As we pointed out long ago in a piece entitled "What hasty investors could learn from an Ent," businesses live and move over a different time-frame than our hectic, individual lives. We note in that article that a Morningstar study of investment managers who beat their benchmark for a period of ten years found that "almost every outperforming manager (greater than 90% for large-cap equity managers) trailed his benchmark for a period of at least three years, often by significant amounts."

Lest someone try to diminish the force of this logic by saying that the only managers who use such arguments are those who have been doing poorly in the short-term, we would offer that our own Taylor Frigon Core Growth Strategy, in which we own the kinds of companies that we occasionally discuss in this blog, has performed even better year-to-date (after fees) than the fund highlighted on CNBC through May 20, 2009.

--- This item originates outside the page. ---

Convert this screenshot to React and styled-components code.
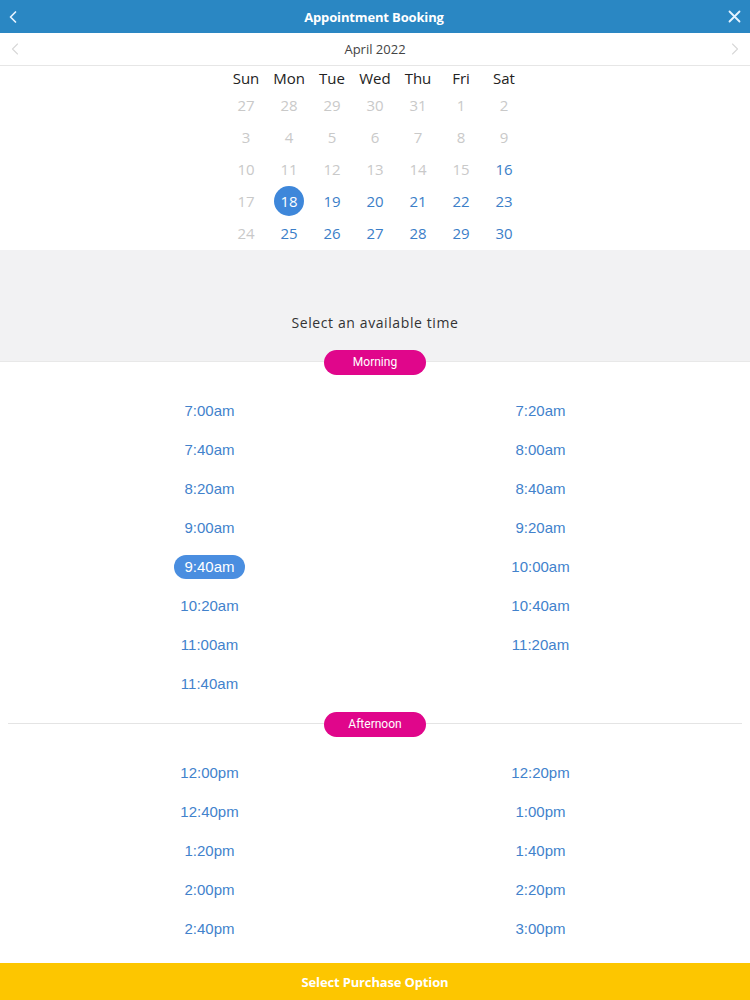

Nevertheless, we will be the first to emphasize that short-term market returns are not the way that individuals and families build and maintain multi-generational wealth, but that such wealth must be built and preserved on the sure foundation of a sound investment philosophy focused on well-run, growing businesses over a long period of years.

Investors would do well to consider these important issues.

* The principals of Taylor Frigon Capital Management do not own shares in the American Growth Fund of America (AGTHX).